# START OF Material

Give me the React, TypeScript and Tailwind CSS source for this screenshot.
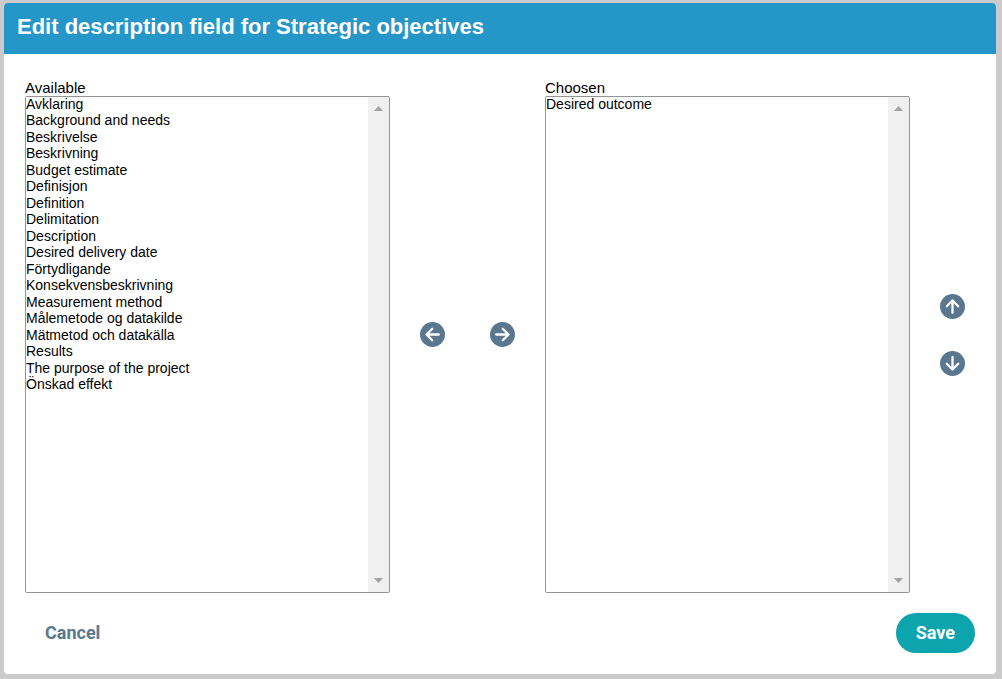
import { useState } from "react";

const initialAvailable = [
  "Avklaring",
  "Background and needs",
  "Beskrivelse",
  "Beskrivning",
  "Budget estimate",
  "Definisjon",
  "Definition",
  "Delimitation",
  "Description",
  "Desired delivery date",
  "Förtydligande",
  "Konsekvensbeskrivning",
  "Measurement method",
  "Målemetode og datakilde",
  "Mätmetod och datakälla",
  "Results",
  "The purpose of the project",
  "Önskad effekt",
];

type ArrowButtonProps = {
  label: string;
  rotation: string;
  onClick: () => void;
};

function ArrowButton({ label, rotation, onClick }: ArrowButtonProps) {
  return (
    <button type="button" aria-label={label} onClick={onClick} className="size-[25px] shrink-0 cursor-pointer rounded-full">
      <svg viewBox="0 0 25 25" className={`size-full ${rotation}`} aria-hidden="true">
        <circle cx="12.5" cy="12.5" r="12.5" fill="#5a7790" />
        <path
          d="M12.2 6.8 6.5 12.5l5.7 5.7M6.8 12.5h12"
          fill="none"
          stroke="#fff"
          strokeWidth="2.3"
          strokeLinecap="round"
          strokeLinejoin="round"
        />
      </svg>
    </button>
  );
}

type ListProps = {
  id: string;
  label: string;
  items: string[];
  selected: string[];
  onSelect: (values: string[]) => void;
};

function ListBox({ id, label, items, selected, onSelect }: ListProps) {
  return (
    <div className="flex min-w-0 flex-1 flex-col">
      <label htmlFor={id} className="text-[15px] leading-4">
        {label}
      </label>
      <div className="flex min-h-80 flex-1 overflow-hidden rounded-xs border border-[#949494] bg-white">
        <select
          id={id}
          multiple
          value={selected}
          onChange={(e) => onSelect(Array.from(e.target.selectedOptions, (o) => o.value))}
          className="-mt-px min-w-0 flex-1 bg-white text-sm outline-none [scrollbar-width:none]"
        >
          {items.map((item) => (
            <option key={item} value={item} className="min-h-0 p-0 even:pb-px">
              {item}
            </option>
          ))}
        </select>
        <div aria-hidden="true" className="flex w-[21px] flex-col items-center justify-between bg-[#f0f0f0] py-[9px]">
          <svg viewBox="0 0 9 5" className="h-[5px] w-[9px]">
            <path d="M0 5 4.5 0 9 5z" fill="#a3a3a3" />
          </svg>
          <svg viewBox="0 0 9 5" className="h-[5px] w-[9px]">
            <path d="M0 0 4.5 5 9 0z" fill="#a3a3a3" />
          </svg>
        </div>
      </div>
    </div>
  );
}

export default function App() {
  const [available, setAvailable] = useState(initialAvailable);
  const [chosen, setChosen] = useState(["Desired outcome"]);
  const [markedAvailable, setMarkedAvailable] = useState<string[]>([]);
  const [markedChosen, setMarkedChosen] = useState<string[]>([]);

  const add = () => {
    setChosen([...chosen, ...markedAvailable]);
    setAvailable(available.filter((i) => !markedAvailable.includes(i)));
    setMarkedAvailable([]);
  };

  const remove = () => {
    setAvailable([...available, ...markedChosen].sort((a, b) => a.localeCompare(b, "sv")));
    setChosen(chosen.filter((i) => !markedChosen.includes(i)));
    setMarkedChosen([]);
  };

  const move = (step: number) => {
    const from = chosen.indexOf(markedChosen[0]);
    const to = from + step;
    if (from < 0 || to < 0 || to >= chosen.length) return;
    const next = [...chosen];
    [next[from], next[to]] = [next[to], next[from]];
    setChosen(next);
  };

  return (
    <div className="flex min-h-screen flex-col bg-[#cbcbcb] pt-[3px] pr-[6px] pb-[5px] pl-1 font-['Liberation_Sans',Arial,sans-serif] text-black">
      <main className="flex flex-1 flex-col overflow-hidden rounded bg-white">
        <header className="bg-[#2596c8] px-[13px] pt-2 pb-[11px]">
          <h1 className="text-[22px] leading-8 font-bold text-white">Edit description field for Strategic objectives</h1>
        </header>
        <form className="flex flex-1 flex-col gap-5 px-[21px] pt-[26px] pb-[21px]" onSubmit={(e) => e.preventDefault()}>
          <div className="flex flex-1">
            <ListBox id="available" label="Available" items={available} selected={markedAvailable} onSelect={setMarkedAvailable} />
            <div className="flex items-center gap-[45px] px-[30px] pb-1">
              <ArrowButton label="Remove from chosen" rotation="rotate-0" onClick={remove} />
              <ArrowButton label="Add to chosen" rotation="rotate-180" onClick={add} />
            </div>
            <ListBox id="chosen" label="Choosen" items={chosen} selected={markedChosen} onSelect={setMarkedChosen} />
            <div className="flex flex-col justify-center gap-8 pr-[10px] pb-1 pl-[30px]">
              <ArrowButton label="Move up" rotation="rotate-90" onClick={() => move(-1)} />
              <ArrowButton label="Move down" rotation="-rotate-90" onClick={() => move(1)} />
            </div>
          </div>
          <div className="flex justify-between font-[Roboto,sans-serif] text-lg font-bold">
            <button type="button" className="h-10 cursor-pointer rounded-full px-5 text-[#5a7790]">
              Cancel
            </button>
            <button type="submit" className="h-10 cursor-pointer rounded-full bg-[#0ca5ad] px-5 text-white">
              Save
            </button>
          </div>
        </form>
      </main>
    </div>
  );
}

# END OF Material

Problem details: Reproduce each line exactly, please, except for any pictures.

Exercise solution:
Give me the React, TypeScript and Tailwind CSS source for this screenshot.
import { useState } from "react";

const initialAvailable = [
  "Avklaring",
  "Background and needs",
  "Beskrivelse",
  "Beskrivning",
  "Budget estimate",
  "Definisjon",
  "Definition",
  "Delimitation",
  "Description",
  "Desired delivery date",
  "Förtydligande",
  "Konsekvensbeskrivning",
  "Measurement method",
  "Målemetode og datakilde",
  "Mätmetod och datakälla",
  "Results",
  "The purpose of the project",
  "Önskad effekt",
];

type ArrowButtonProps = {
  label: string;
  rotation: string;
  onClick: () => void;
};

function ArrowButton({ label, rotation, onClick }: ArrowButtonProps) {
  return (
    <button type="button" aria-label={label} onClick={onClick} className="size-[25px] shrink-0 cursor-pointer rounded-full">
      <svg viewBox="0 0 25 25" className={`size-full ${rotation}`} aria-hidden="true">
        <circle cx="12.5" cy="12.5" r="12.5" fill="#5a7790" />
        <path
          d="M12.2 6.8 6.5 12.5l5.7 5.7M6.8 12.5h12"
          fill="none"
          stroke="#fff"
          strokeWidth="2.3"
          strokeLinecap="round"
          strokeLinejoin="round"
        />
      </svg>
    </button>
  );
}

type ListProps = {
  id: string;
  label: string;
  items: string[];
  selected: string[];
  onSelect: (values: string[]) => void;
};

function ListBox({ id, label, items, selected, onSelect }: ListProps) {
  return (
    <div className="flex min-w-0 flex-1 flex-col">
      <label htmlFor={id} className="text-[15px] leading-4">
        {label}
      </label>
      <div className="flex min-h-80 flex-1 overflow-hidden rounded-xs border border-[#949494] bg-white">
        <select
          id={id}
          multiple
          value={selected}
          onChange={(e) => onSelect(Array.from(e.target.selectedOptions, (o) => o.value))}
          className="-mt-px min-w-0 flex-1 bg-white text-sm outline-none [scrollbar-width:none]"
        >
          {items.map((item) => (
            <option key={item} value={item} className="min-h-0 p-0 even:pb-px">
              {item}
            </option>
          ))}
        </select>
        <div aria-hidden="true" className="flex w-[21px] flex-col items-center justify-between bg-[#f0f0f0] py-[9px]">
          <svg viewBox="0 0 9 5" className="h-[5px] w-[9px]">
            <path d="M0 5 4.5 0 9 5z" fill="#a3a3a3" />
          </svg>
          <svg viewBox="0 0 9 5" className="h-[5px] w-[9px]">
            <path d="M0 0 4.5 5 9 0z" fill="#a3a3a3" />
          </svg>
        </div>
      </div>
    </div>
  );
}

export default function App() {
  const [available, setAvailable] = useState(initialAvailable);
  const [chosen, setChosen] = useState(["Desired outcome"]);
  const [markedAvailable, setMarkedAvailable] = useState<string[]>([]);
  const [markedChosen, setMarkedChosen] = useState<string[]>([]);

  const add = () => {
    setChosen([...chosen, ...markedAvailable]);
    setAvailable(available.filter((i) => !markedAvailable.includes(i)));
    setMarkedAvailable([]);
  };

  const remove = () => {
    setAvailable([...available, ...markedChosen].sort((a, b) => a.localeCompare(b, "sv")));
    setChosen(chosen.filter((i) => !markedChosen.includes(i)));
    setMarkedChosen([]);
  };

  const move = (step: number) => {
    const from = chosen.indexOf(markedChosen[0]);
    const to = from + step;
    if (from < 0 || to < 0 || to >= chosen.length) return;
    const next = [...chosen];
    [next[from], next[to]] = [next[to], next[from]];
    setChosen(next);
  };

  return (
    <div className="flex min-h-screen flex-col bg-[#cbcbcb] pt-[3px] pr-[6px] pb-[5px] pl-1 font-['Liberation_Sans',Arial,sans-serif] text-black">
      <main className="flex flex-1 flex-col overflow-hidden rounded bg-white">
        <header className="bg-[#2596c8] px-[13px] pt-2 pb-[11px]">
          <h1 className="text-[22px] leading-8 font-bold text-white">Edit description field for Strategic objectives</h1>
        </header>
        <form className="flex flex-1 flex-col gap-5 px-[21px] pt-[26px] pb-[21px]" onSubmit={(e) => e.preventDefault()}>
          <div className="flex flex-1">
            <ListBox id="available" label="Available" items={available} selected={markedAvailable} onSelect={setMarkedAvailable} />
            <div className="flex items-center gap-[45px] px-[30px] pb-1">
              <ArrowButton label="Remove from chosen" rotation="rotate-0" onClick={remove} />
              <ArrowButton label="Add to chosen" rotation="rotate-180" onClick={add} />
            </div>
            <ListBox id="chosen" label="Choosen" items={chosen} selected={markedChosen} onSelect={setMarkedChosen} />
            <div className="flex flex-col justify-center gap-8 pr-[10px] pb-1 pl-[30px]">
              <ArrowButton label="Move up" rotation="rotate-90" onClick={() => move(-1)} />
              <ArrowButton label="Move down" rotation="-rotate-90" onClick={() => move(1)} />
            </div>
          </div>
          <div className="flex justify-between font-[Roboto,sans-serif] text-lg font-bold">
            <button type="button" className="h-10 cursor-pointer rounded-full px-5 text-[#5a7790]">
              Cancel
            </button>
            <button type="submit" className="h-10 cursor-pointer rounded-full bg-[#0ca5ad] px-5 text-white">
              Save
            </button>
          </div>
        </form>
      </main>
    </div>
  );
}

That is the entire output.